** Begin EXERCISE MATERIAL **
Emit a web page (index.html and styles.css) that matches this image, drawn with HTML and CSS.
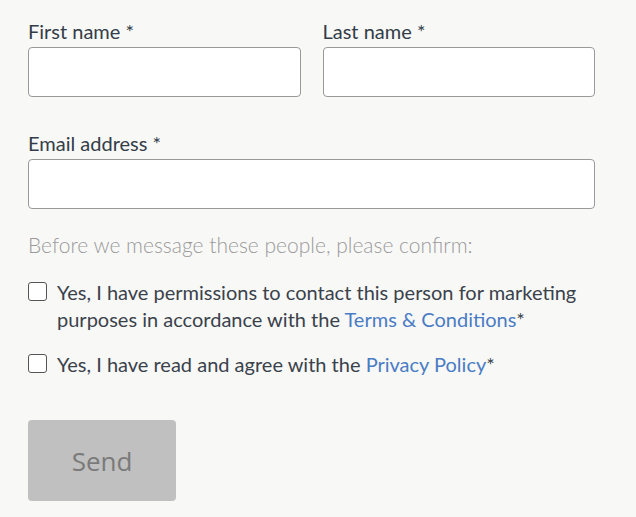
FILE: index.html
```html
<!DOCTYPE html>
<html lang="en">
<head>
  <meta charset="UTF-8" />
  <meta name="viewport" content="width=device-width, initial-scale=1.0" />
  <title>Contact form</title>
  <link rel="stylesheet" href="styles.css">
</head>
<body>

<form class="contact-form">
  <div class="row">
    <div class="field">
      <label for="first">First name *</label>
      <input type="text" id="first" />
    </div>
    <div class="field">
      <label for="last">Last name *</label>
      <input type="text" id="last" />
    </div>
  </div>

  <div class="field field-email">
    <label for="email">Email address *</label>
    <input type="email" id="email" />
  </div>

  <p class="confirm-note">Before we message these people, please confirm:</p>

  <label class="check">
    <span class="box"></span>
    <span>Yes, I have permissions to contact this person for marketing purposes in accordance with the <a href="#">Terms &amp; Conditions</a>*</span>
  </label>
  <label class="check">
    <span class="box"></span>
    <span>Yes, I have read and agree with the <a href="#">Privacy Policy</a>*</span>
  </label>

  <button type="button" class="send" disabled>Send</button>
</form>

</body>
</html>
```

FILE: styles.css
```css
* {
  margin: 0;
  padding: 0;
  box-sizing: border-box;
}

body {
  background: #f8f8f7;
  font-family: Lato, "Open Sans", sans-serif;
  color: #333d47;
}

.contact-form {
  width: 567px;
  margin-left: 28px;
  padding-top: 19px;
}

.row {
  display: grid;
  grid-template-columns: 1fr 1fr;
  gap: 22px;
}

.field label {
  display: block;
  font-size: 20px;
  line-height: 24px;
  margin-bottom: 4px;
}

.field input {
  display: block;
  width: 100%;
  height: 50px;
  border: 1px solid #9a9a9a;
  border-radius: 4px;
  background: #fff;
  outline: none;
}

.field-email {
  margin-top: 34px;
}

.confirm-note {
  margin-top: 23px;
  font-size: 21px;
  line-height: 26px;
  color: #9a9a9a;
  font-weight: 300;
}

.check {
  display: flex;
  gap: 10px;
  font-size: 20px;
  line-height: 27px;
  color: #3a424b;
  margin-top: 21px;
}

.check + .check {
  margin-top: 18px;
}

.box {
  flex: none;
  width: 19px;
  height: 19px;
  margin-top: 3px;
  border: 1px solid #555;
  border-radius: 3px;
  background: #fff;
}

.check a {
  color: #4a7cc4;
  text-decoration: none;
}

.send {
  display: block;
  margin-top: 42px;
  width: 148px;
  height: 81px;
  border: none;
  border-radius: 4px;
  background: #c0c0c0;
  color: #7a7a7a;
  font-family: "Open Sans", sans-serif;
  font-size: 26px;
}
```
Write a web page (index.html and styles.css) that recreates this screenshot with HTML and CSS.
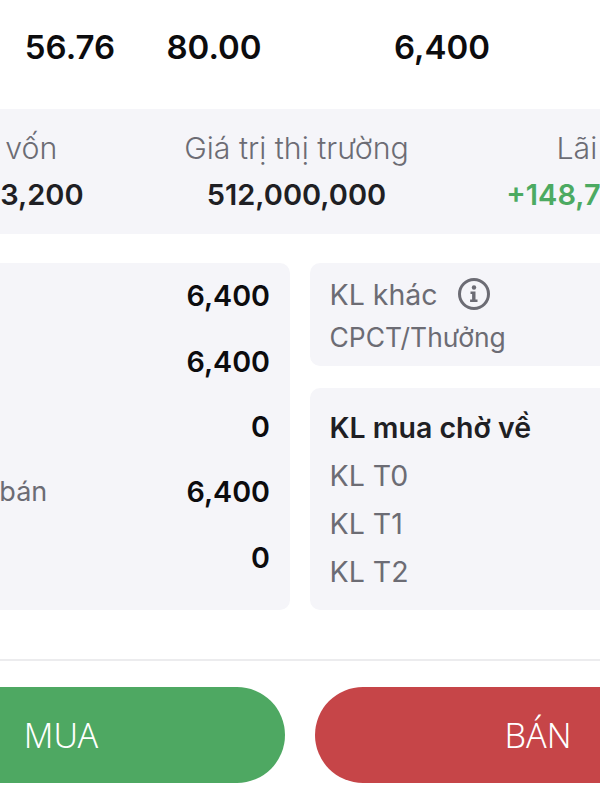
FILE: index.html
```html
<!DOCTYPE html>
<html lang="vi">
<head>
<meta charset="utf-8">
<title>Danh mục</title>
<link rel="stylesheet" href="styles.css">
</head>
<body>
<main class="page">
  <section class="quote">
    <div>56.76</div>
    <div>80.00</div>
    <div>6,400</div>
  </section>
  <section class="summary">
    <div class="metric"><div class="label">Tổng vốn</div><div class="amount">363,263,200</div></div>
    <div class="metric"><div class="label">Giá trị thị trường</div><div class="amount">512,000,000</div></div>
    <div class="metric"><div class="label">Lãi (lỗ)</div><div class="amount gain">+148,736,800</div></div>
  </section>
  <section class="details">
    <div class="card holdings">
      <div class="hrow"><span></span><b>6,400</b></div>
      <div class="hrow"><span></span><b>6,400</b></div>
      <div class="hrow"><span></span><b>0</b></div>
      <div class="hrow"><span class="label">KL có thể bán</span><b>6,400</b></div>
      <div class="hrow"><span></span><b>0</b></div>
    </div>
    <div class="side">
      <div class="card other">
        <div class="line label">KL khác
          <svg class="info" width="36" height="36" viewBox="0 0 36 36" aria-hidden="true">
            <circle cx="18" cy="18" r="14.5" fill="none" stroke="#6c6c74" stroke-width="3"/>
            <circle cx="18" cy="11.5" r="2.2" fill="#6c6c74"/>
            <path d="M14.5 15.5h5v8h2v2.4h-7.4v-2.4h2v-5.6h-1.6z" fill="#6c6c74"/>
          </svg>
        </div>
        <div class="line label narrow">CPCT/Thưởng</div>
      </div>
      <div class="card pending">
        <div class="line strong">KL mua chờ về</div>
        <div class="line label">KL T0</div>
        <div class="line label">KL T1</div>
        <div class="line label">KL T2</div>
      </div>
    </div>
  </section>
  <hr class="divider">
  <section class="actions">
    <button class="btn buy">MUA</button>
    <button class="btn sell">BÁN</button>
  </section>
</main>
</body>
</html>
```

FILE: styles.css
```css
html, body {
  margin: 0;
  padding: 0;
  height: 100%;
  overflow: hidden;
  background: #fff;
}
.page {
  width: 600px;
  height: 800px;
  overflow: hidden;
  font-family: Inter, "Noto Sans", sans-serif;
  color: #1f1f24;
}
.quote {
  height: 93px;
  display: grid;
  grid-template-columns: 140px 148px 308px;
  align-items: center;
  text-align: center;
  font-size: 33px;
  font-weight: 600;
  color: #0c0c0e;
}
.summary {
  margin-top: 16px;
  height: 125px;
  width: 920px;
  margin-left: -161px;
  background: #f5f5f9;
  display: grid;
  grid-template-columns: 305px 305px 310px;
  align-content: center;
  text-align: center;
}
.label {
  font-size: 28.5px;
  font-weight: 400;
  color: #6c6c74;
}
.metric .label {
  font-size: 30.3px;
  font-weight: 300;
  line-height: 44px;
}
.amount {
  font-size: 29px;
  font-weight: 600;
  line-height: 44px;
  margin-top: 3px;
  white-space: nowrap;
}
.gain {
  color: #4caa62;
}
.details {
  margin-top: 29px;
  margin-left: -149px;
  display: flex;
  gap: 20px;
  height: 347px;
}
.card {
  background: #f5f5f9;
  border-radius: 10px;
  box-sizing: border-box;
}
.holdings {
  width: 439px;
  flex: none;
  padding: 0 20px 20px;
  display: flex;
  flex-direction: column;
  justify-content: center;
}
.hrow {
  height: 65.5px;
  display: flex;
  justify-content: space-between;
  align-items: center;
  white-space: nowrap;
}
.hrow .label {
  font-size: 27px;
}
.hrow b {
  font-size: 28.7px;
  font-weight: 600;
  color: #0c0c0e;
}
.side {
  width: 420px;
  flex: none;
  display: flex;
  flex-direction: column;
  gap: 22px;
}
.other {
  height: 103px;
  padding: 9px 19.5px;
}
.other .line {
  height: 44px;
}
.other .narrow {
  font-size: 26.4px;
  margin-top: -1px;
}
.pending {
  flex: 1;
  padding: 15px 19.5px;
}
.line {
  height: 48px;
  display: flex;
  align-items: center;
  white-space: nowrap;
}
.strong {
  font-size: 28.5px;
  font-weight: 600;
}
.info {
  margin-left: 18px;
}
.divider {
  border: 0;
  height: 2px;
  background: #ececee;
  margin: 49px 0 0;
}
.actions {
  margin-top: 26px;
  margin-left: -163px;
  display: flex;
  gap: 30px;
}
.btn {
  flex: none;
  width: 448px;
  height: 96px;
  border: 0;
  border-radius: 48px;
  color: #fff;
  font-family: "Noto Sans", sans-serif;
  font-size: 34px;
  font-weight: 300;
}
.buy {
  background: #4ea862;
}
.sell {
  width: 446px;
  background: #c64548;
}
```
** End EXERCISE MATERIAL **
TASK DETAILS
Look through the entries and return every line where "styles" appears.

PROBLEM SOLUTION
Emit a web page (index.html and styles.css) that matches this image, drawn with HTML and CSS.
  <link rel="stylesheet" href="styles.css">
FILE: styles.css
Write a web page (index.html and styles.css) that recreates this screenshot with HTML and CSS.
<link rel="stylesheet" href="styles.css">
FILE: styles.css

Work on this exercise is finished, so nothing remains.